New York City is still a hotspot for guerrilla street art, even though we lost 5 Pointz and Banksy left. Around the City you may have noticed a few instances of new and original street art, so we thought it best to round up a few of them you might not have heard about. Here are five new street art projects in NYC that you might have missed:
1. Yoonjin Lee — Little Lost Project
This interesting and whimsical project by NYC designer Yoonjin Lee uses small cardboard signs to give lost and discarded items a voice in her Little Lost Project. The artists explained to My Modern Met, “How about losing your favorite lip balm that you always keep in your pocket? It is definitely annoying but you can easily buy a new one. Ever wonder where and what these little objects are doing now?”
2. Joe Iurato
Street artist Joe Iurato has been downsizing his normal wooden stencil art into miniature pieces, placed in less notable places in New York City. The series is inspired by moments in Iurato’s own life but the pieces have resonance for the greater public as well, in essence using a change of scale to provide a whimsical reflection on urban life.

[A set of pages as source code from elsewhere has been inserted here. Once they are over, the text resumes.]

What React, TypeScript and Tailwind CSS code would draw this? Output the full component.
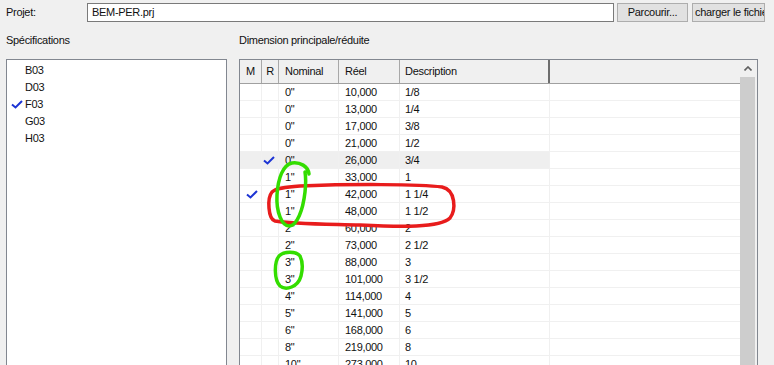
import type { ReactNode } from "react";

const font = "font-['Tahoma','Liberation_Sans',Arial,sans-serif] text-[11px] tracking-[-0.3px] text-[#111]";

const specs = ["B03", "D03", "F03", "G03", "H03"];

const rows = [
  { nom: '0"', reel: "10,000", desc: "1/8" },
  { nom: '0"', reel: "13,000", desc: "1/4" },
  { nom: '0"', reel: "17,000", desc: "3/8" },
  { nom: '0"', reel: "21,000", desc: "1/2" },
  { nom: '0"', reel: "26,000", desc: "3/4", r: true, selected: true },
  { nom: '1"', reel: "33,000", desc: "1" },
  { nom: '1"', reel: "42,000", desc: "1 1/4", m: true },
  { nom: '1"', reel: "48,000", desc: "1 1/2" },
  { nom: '2"', reel: "60,000", desc: "2" },
  { nom: '2"', reel: "73,000", desc: "2 1/2" },
  { nom: '3"', reel: "88,000", desc: "3" },
  { nom: '3"', reel: "101,000", desc: "3 1/2" },
  { nom: '4"', reel: "114,000", desc: "4" },
  { nom: '5"', reel: "141,000", desc: "5" },
  { nom: '6"', reel: "168,000", desc: "6" },
  { nom: '8"', reel: "219,000", desc: "8" },
  { nom: '10"', reel: "273,000", desc: "10" },
];

function Check() {
  return (
    <svg width="12" height="9" viewBox="0 0 12 9" className="shrink-0">
      <polyline points="1,4.5 4.5,7.5 11,1" fill="none" stroke="#1c34d4" strokeWidth="2" />
    </svg>
  );
}

function HeadCell({ w, children, center, dark }: { w: string; children?: ReactNode; center?: boolean; dark?: boolean }) {
  return (
    <div
      className={`${w} flex h-full shrink-0 items-center border-r ${dark ? "border-r-2 border-[#6d6d6d]" : "border-[#a8a8a8]"} ${center ? "justify-center" : "pl-[6px]"}`}
    >
      {children}
    </div>
  );
}

export default function App() {
  return (
    <div className={`relative h-[365px] w-[774px] overflow-hidden bg-[#f0f0f0] ${font}`}>
      {/* project row */}
      <div className="flex h-[22px] items-end pl-[6px]">
        <div className="flex h-[19px] w-[81px] items-center">Projet:</div>
        <div className="flex h-[19px] w-[527px] items-center border border-[#7a7a7a] bg-white pl-[4px]">
          BEM-PER.prj
        </div>
        <button className="ml-[3px] h-[19px] w-[71px] border border-[#adadad] bg-[#e1e1e1] leading-none">
          Parcourir...
        </button>
        <button className="ml-[4px] h-[19px] w-[73px] overflow-hidden whitespace-nowrap border border-[#adadad] bg-[#e1e1e1] pl-[2px] text-left leading-none">
          charger le fichier
        </button>
      </div>

      <div className="flex">
        {/* specifications */}
        <div className="ml-[6px] w-[221px]">
          <div className="h-[37px] pt-[11px] leading-[14px]">Spécifications</div>
          <div className="h-[320px] border border-[#828790] bg-white pt-[2px]">
            {specs.map((s) => (
              <div key={s} className="flex h-[17px] items-center">
                <div className="flex w-[18px] pl-[4px]">{s === "F03" ? <Check /> : null}</div>
                <span>{s}</span>
              </div>
            ))}
          </div>
        </div>

        {/* dimensions table */}
        <div className="ml-[12px] w-[519px]">
          <div className="h-[37px] pt-[11px] leading-[14px]">Dimension principale/réduite</div>
          <div className="flex h-[320px] border border-[#828790] bg-white">
            <div className="w-[500px]">
              <div className="flex h-[24px] border-b border-[#a0a0a0] bg-[#f0f0f0]">
                <HeadCell w="w-[22px]" center>M</HeadCell>
                <HeadCell w="w-[17px]" center>R</HeadCell>
                <HeadCell w="w-[60px]">Nominal</HeadCell>
                <HeadCell w="w-[61px]">Réel</HeadCell>
                <HeadCell w="w-[150px]" dark>
                  <span className="-ml-[1px]">Description</span>
                </HeadCell>
                <div className="flex-1" />
              </div>
              {rows.map((r, i) => (
                <div key={i} className="flex h-[17px]">
                  <div className={`flex w-[310px] shrink-0 border-b border-[#f0f0f0] ${r.selected ? "bg-[#efefef]" : ""}`}>
                    <div className="flex w-[22px] items-center border-r border-[#f0f0f0] pl-[6px]">
                      {r.m ? <Check /> : null}
                    </div>
                    <div className="flex w-[17px] items-center border-r border-[#f0f0f0] pl-[1px]">
                      {r.r ? <Check /> : null}
                    </div>
                    <div className="flex w-[60px] items-center border-r border-[#f0f0f0] pl-[6px]">{r.nom}</div>
                    <div className="flex w-[61px] items-center border-r border-[#f0f0f0] pl-[6px]">{r.reel}</div>
                    <div className="flex w-[150px] items-center border-r border-[#f0f0f0] pl-[5px]">{r.desc}</div>
                  </div>
                  <div className="flex-1 border-b border-[#f0f0f0]" />
                </div>
              ))}
            </div>
            {/* scrollbar */}
            <div className="flex w-[17px] flex-col bg-[#f0f0f0]">
              <div className="flex h-[17px] w-[15px] items-center justify-center">
                <svg width="8" height="5" viewBox="0 0 8 5">
                  <polyline points="0.5,4.5 4,1 7.5,4.5" fill="none" stroke="#606060" strokeWidth="1.6" />
                </svg>
              </div>
              <div className="w-[15px] flex-1 bg-[#cdcdcd]" />
            </div>
          </div>
        </div>
      </div>

      {/* hand-drawn annotations */}
      <svg className="pointer-events-none absolute left-0 top-0" width="774" height="365">
        <path
          d="M300,186 C350,184 420,184 442,187 C456,190 456,210 450,218 C440,228 400,227 360,225 C320,224 290,224 275,221 C268,219 267,198 272,192 C276,188 285,187 300,186 Z"
          fill="none"
          stroke="#e81c1c"
          strokeWidth="3.5"
          strokeLinecap="round"
        />
        <path
          d="M309,174 C308,166 300,162 292,163 C283,165 278,178 277,195 C276,212 282,226 289,226 C297,226 303,210 305,192 C306,183 306,178 305,172"
          fill="none"
          stroke="#33dd00"
          strokeWidth="3.5"
          strokeLinecap="round"
        />
        <path
          d="M300,256 C296,251 284,251 279,256 C274,262 274,280 280,286 C286,291 298,287 301,276 C303,268 303,262 300,256"
          fill="none"
          stroke="#33dd00"
          strokeWidth="3.5"
          strokeLinecap="round"
        />
      </svg>
    </div>
  );
}
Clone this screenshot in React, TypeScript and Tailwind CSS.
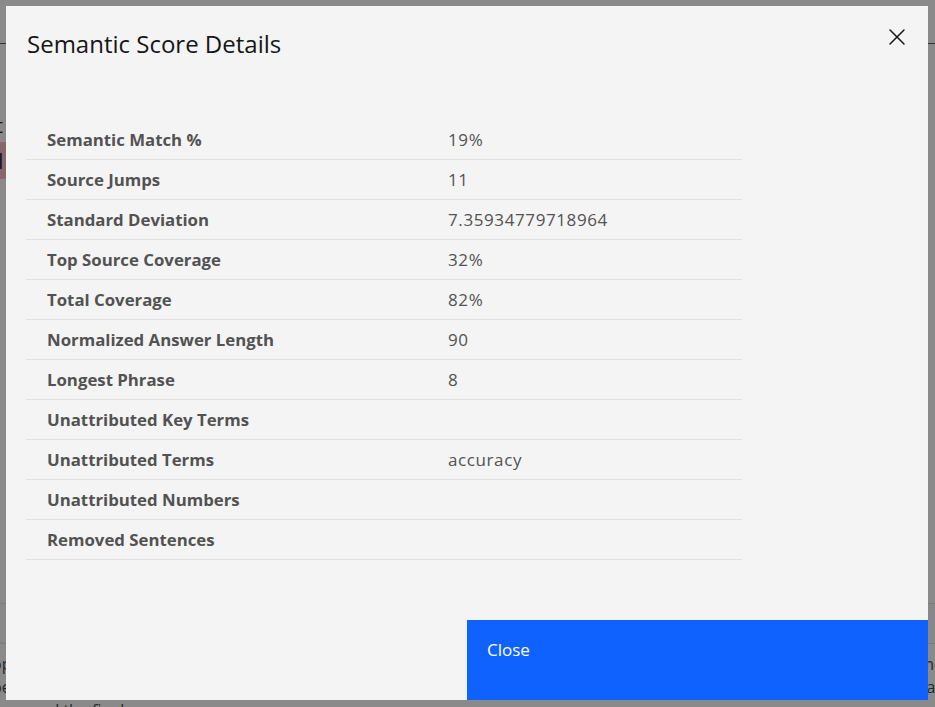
import { X } from 'lucide-react';

const rows: [string, string][] = [
    ['Semantic Match %', '19%'],
    ['Source Jumps', '11'],
    ['Standard Deviation', '7.35934779718964'],
    ['Top Source Coverage', '32%'],
    ['Total Coverage', '82%'],
    ['Normalized Answer Length', '90'],
    ['Longest Phrase', '8'],
    ['Unattributed Key Terms', ''],
    ['Unattributed Terms', 'accuracy'],
    ['Unattributed Numbers', ''],
    ['Removed Sentences', ''],
];

const font = { fontFamily: '"Open Sans", "Noto Sans", sans-serif' };

function Page() {
    return (
        <div className="w-[935px] h-[707px] overflow-hidden bg-white text-[#161616]" style={font}>
            <div className="h-[44px] border-b border-[#525252]" />
            <div className="flex flex-col pt-[66px]">
                <div className="h-[32px] text-[20px] leading-[32px] -ml-[33px]">text</div>
                <div className="h-[37px] w-[6px] bg-[#ffb8c6] text-[22px] leading-[37px] overflow-hidden">
                    <span className="block -ml-[2px]">l</span>
                </div>
            </div>
            <div className="mt-[424px] h-[41px] border-y border-[#e0e0e0] bg-[#fafafa]" />
            <div className="flex flex-col pt-[9px] text-[16px] leading-[23px] text-[#393939]">
                <div className="flex justify-between -mx-[8px]">
                    <span>op</span>
                    <span>ne</span>
                </div>
                <div className="flex justify-between -mx-[8px]">
                    <span>be</span>
                    <span>as</span>
                </div>
                <div>rpassed the final score</div>
            </div>
        </div>
    );
}

export default function App() {
    return (
        <div className="relative w-[935px] h-[707px] overflow-hidden">
            <Page />
            <div className="absolute inset-0 bg-[#161616]/50 pl-[6px] pt-[6px]">
                <div className="w-[922px] h-[694px] bg-[#f4f4f4] flex flex-col" style={font}>
                    <div className="flex items-start justify-between pl-[21px] pr-[17px] pt-[23px]">
                        <h2 className="text-[24px] leading-[30px] text-[#161616] font-normal">Semantic Score Details</h2>
                        <button className="-mt-[6px] text-[#161616]">
                            <X size={28} strokeWidth={1.25} />
                        </button>
                    </div>
                    <div className="mt-[61px] ml-[20px] w-[716px] flex flex-col">
                        {rows.map(([label, value]) => (
                            <div
                                key={label}
                                className="grid grid-cols-[401px_1fr] h-[40px] items-center border-b border-[#e0e0e0] text-[#525252]"
                            >
                                <div className="pl-[21px] font-bold text-[16.8px]">{label}</div>
                                <div className="pl-[21px] text-[17px] tracking-[0.6px]">{value}</div>
                            </div>
                        ))}
                    </div>
                    <div className="flex-1" />
                    <div className="flex justify-end">
                        <button className="w-[461px] h-[80px] bg-[#0f62fe] text-white text-[17px] text-left pl-[20px] pt-[17px] flex items-start">
                            Close
                        </button>
                    </div>
                </div>
            </div>
        </div>
    );
}
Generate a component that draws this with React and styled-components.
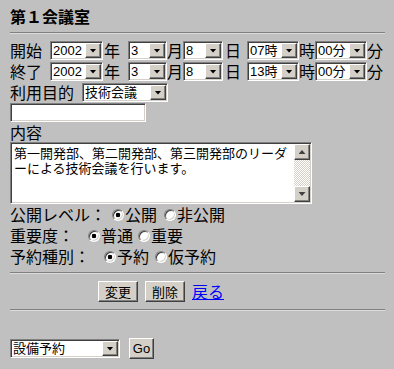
import React from 'react';
import styled, { createGlobalStyle } from 'styled-components';

const GlobalStyle = createGlobalStyle`
  html, body {
    margin: 0;
    padding: 0;
    background: #c0c0c0;
  }
`;

const sunken = `
  border: 1px solid;
  border-color: #808080 #ffffff #ffffff #808080;
  box-shadow: inset 1px 1px #404040, inset -1px -1px #d4d0c8;
`;

const raised = `
  border: 1px solid;
  border-color: #ffffff #404040 #404040 #ffffff;
  box-shadow: inset -1px -1px #808080, inset 1px 1px #d4d0c8;
`;

const Page = styled.div`
  box-sizing: border-box;
  width: 394px;
  min-height: 369px;
  padding: 4px 9px 0 10px;
  font: 16px/21px "Noto Sans CJK JP", sans-serif;
  color: #000;
`;

const Title = styled.h1`
  margin: 0;
  font: bold 16px/24px "Noto Sans CJK JP", sans-serif;
`;

const Rule = styled.hr`
  margin: ${p => p.$top}px 0 0;
  height: 0;
  border: 0;
  border-top: 1px solid #808080;
  border-bottom: 1px solid #dcdcdc;
`;

const Form = styled.form`
  margin: 6px 0 0;
`;

const Row = styled.div`
  display: flex;
  align-items: center;
  height: 21px;
  white-space: nowrap;
`;

const Label = styled.span`
  display: inline-block;
  width: ${p => p.$w}px;
  flex: 0 0 auto;
`;

const Unit = styled.span`
  margin: 0 ${p => p.$mr || 0}px 0 ${p => p.$ml || 0}px;
`;

const SelectBox = styled.span`
  display: inline-flex;
  box-sizing: border-box;
  width: ${p => p.$w}px;
  height: 19px;
  padding: 1px;
  background: #fff;
  ${sunken}
`;

const NativeSelect = styled.select`
  appearance: none;
  flex: 1;
  min-width: 0;
  height: 100%;
  margin: 0;
  padding: 0 0 0 1px;
  border: 0;
  outline: 0;
  background: transparent;
  color: #000;
  font: 13px/15px "Liberation Sans", "Noto Sans CJK JP", sans-serif;
`;

const ArrowButton = styled.span`
  display: flex;
  flex: 0 0 auto;
  align-items: center;
  justify-content: center;
  box-sizing: border-box;
  width: 16px;
  height: ${p => p.$h || 15}px;
  background: #d4d0c8;
  ${raised}

  &::after {
    content: '';
    width: 7px;
    height: 4px;
    background: ${p => p.$shade || '#000'};
    clip-path: ${p => (p.$up ? 'polygon(50% 0, 100% 100%, 0 100%)' : 'polygon(0 0, 100% 0, 50% 100%)')};
  }
`;

const TextInput = styled.input`
  display: block;
  box-sizing: border-box;
  width: 136px;
  height: 19px;
  margin: 0;
  padding: 0 3px;
  background: #fff;
  outline: 0;
  font: 13px "Noto Sans CJK JP", sans-serif;
  ${sunken}
`;

const FieldLabel = styled.div`
  height: 20px;
  line-height: 20px;
`;

const MemoBox = styled.div`
  display: flex;
  box-sizing: border-box;
  width: 302px;
  height: 62px;
  padding: 1px;
  background: #fff;
  ${sunken}
`;

const Memo = styled.textarea`
  flex: 1;
  min-width: 0;
  margin: 0;
  padding: 1px 2px;
  border: 0;
  outline: 0;
  resize: none;
  overflow: hidden;
  background: transparent;
  color: #000;
  font: 13px/15px "Noto Sans CJK JP", sans-serif;
  line-break: loose;
`;

const ScrollBar = styled.div`
  display: flex;
  flex-direction: column;
  width: 16px;
`;

const ScrollTrack = styled.span`
  flex: 1;
  background: repeating-conic-gradient(#d4d0c8 0 25%, #ffffff 0 50%) 0 0 / 2px 2px;
`;

const RadioGroup = styled.div`
  margin-top: 0;
`;

const Option = styled.label`
  display: inline-flex;
  align-items: center;
  gap: 1px;
  margin-right: ${p => p.$mr || 0}px;
`;

const Radio = styled.input.attrs({ type: 'radio' })`
  appearance: none;
  box-sizing: border-box;
  width: 12px;
  height: 12px;
  margin: 0;
  border-radius: 50%;
  background: #fff;
  border: 1px solid;
  border-color: #808080 #ffffff #ffffff #808080;
  box-shadow: inset 1px 1px #404040, inset -1px -1px #d4d0c8;

  &:checked {
    background: radial-gradient(circle at 50% 50%, #000 0 2px, #fff 2.6px);
  }
`;

const ButtonRow = styled.div`
  display: flex;
  align-items: center;
  gap: 7px;
  height: 21px;
  margin-top: 7px;
  padding-left: 88px;
`;

const Button = styled.button`
  box-sizing: border-box;
  width: ${p => p.$w}px;
  height: ${p => p.$h || 21}px;
  margin: 0;
  padding: 0;
  background: #d4d0c8;
  color: #000;
  font: 13px/15px ${p => (p.$latin ? '"Liberation Sans", ' : '')}"Noto Sans CJK JP", sans-serif;
  ${raised}
`;

const BackLink = styled.a`
  color: #0000ff;
  text-decoration: underline;
  font-size: 16px;
`;

const Footer = styled.div`
  display: flex;
  align-items: center;
  gap: 9px;
  height: 21px;
  margin-top: 27px;
`;

const Select = ({ width, value, options }) => (
  <SelectBox $w={width}>
    <NativeSelect defaultValue={value}>
      {(options || [value]).map(o => (
        <option key={o}>{o}</option>
      ))}
    </NativeSelect>
    <ArrowButton />
  </SelectBox>
);

const DateRow = ({ label, year, month, day, hour, minute }) => (
  <Row>
    <Label $w={40}>{label}</Label>
    <Select width={53} value={year} />
    <Unit $ml={1} $mr={8}>年</Unit>
    <Select width={39} value={month} />
    <Unit>月</Unit>
    <Select width={40} value={day} />
    <Unit $ml={2} $mr={6}>日</Unit>
    <Select width={52} value={hour} />
    <Unit>時</Unit>
    <Select width={52} value={minute} />
    <Unit>分</Unit>
  </Row>
);

const RadioRow = ({ label, labelWidth, name, options, spacing }) => (
  <Row>
    <Label $w={labelWidth}>{label}</Label>
    {options.map((o, i) => (
      <Option key={o} $mr={spacing}>
        <Radio name={name} defaultChecked={i === 0} />
        {o}
      </Option>
    ))}
  </Row>
);

export default function App() {
  return (
    <Page>
      <GlobalStyle />
      <Title>第１会議室</Title>
      <Rule $top={4} />
      <Form onSubmit={e => e.preventDefault()}>
        <DateRow label="開始" year="2002" month="3" day="8" hour="07時" minute="00分" />
        <DateRow label="終了" year="2002" month="3" day="8" hour="13時" minute="00分" />
        <Row>
          <Label $w={72}>利用目的</Label>
          <Select width={86} value="技術会議" />
        </Row>
        <TextInput type="text" />
        <FieldLabel>内容</FieldLabel>
        <MemoBox>
          <Memo defaultValue="第一開発部、第二開発部、第三開発部のリーダーによる技術会議を行います。" />
          <ScrollBar>
            <ArrowButton $up $h={16} $shade="#404040" />
            <ScrollTrack />
            <ArrowButton $h={16} $shade="#404040" />
          </ScrollBar>
        </MemoBox>
        <RadioGroup>
          <RadioRow label="公開レベル：" labelWidth={102} name="level" options={['公開', '非公開']} spacing={7} />
          <RadioRow label="重要度：" labelWidth={78} name="priority" options={['普通', '重要']} spacing={5} />
          <RadioRow label="予約種別：" labelWidth={94} name="kind" options={['予約', '仮予約']} spacing={6} />
        </RadioGroup>
        <Rule $top={5} />
        <ButtonRow>
          <Button type="button" $w={40}>変更</Button>
          <Button type="button" $w={40}>削除</Button>
          <BackLink href="#">戻る</BackLink>
        </ButtonRow>
        <Rule $top={7} />
        <Footer>
          <Select width={110} value="設備予約" />
          <Button type="button" $w={25} $latin>Go</Button>
        </Footer>
      </Form>
    </Page>
  );
}
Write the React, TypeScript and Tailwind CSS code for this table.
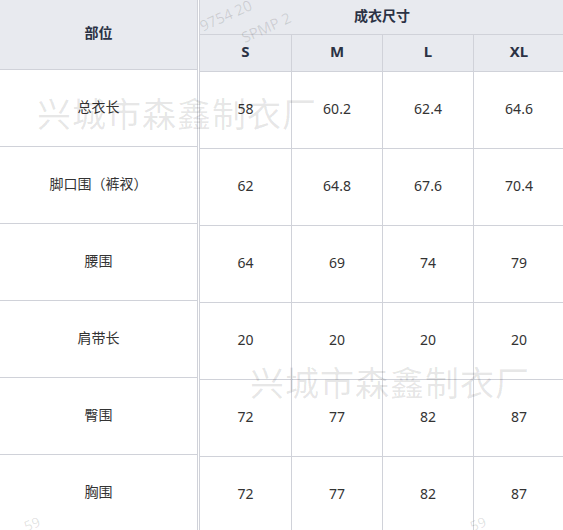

World-renowned street artist JR, whose global art project Inside Out has been going on for three years at this point, is collaborating with the New York City Ballet for their second annual Art Series of ballets. Both the installation and the ballet are taking place at the David H. Koch Theater in Lincoln Center. From the outside, you can see paste-ups of ballerina feet, inside however, JR has gone all out. The floor of the theater is covered in the vinyl of a photograph of 80 ballet dancers who JR personally photographed.
4. Tatyana Fazlalizadeh — Stop Telling Women To Smile
Stop Telling Women to Smile is Tatyana Fazlalizadeh’s series that addresses gender-based street harassment. Juxtaposed with drawn portraits of women, these captions question the viewer and provoke empathy by establishing the injustice in what may be perceived as simple conversation. Recently Tatyana Faz has grown her initiative which started here in NYC, as her portraits have started to pop up in other cities nationwide.
5. Ben Eine — Heartfelt
Ben Eine is a street artist from London, whose text-based art is currently on display at Judith Charles Gallery in NYC. He has taken to the streets this month putting up massive murals, including one at Riker’s Island! Eine, who got his start painting graffiti on trains, told Gothamist recently that street art’s growth allows him to “continue painting without the danger of getting in trouble with the law.”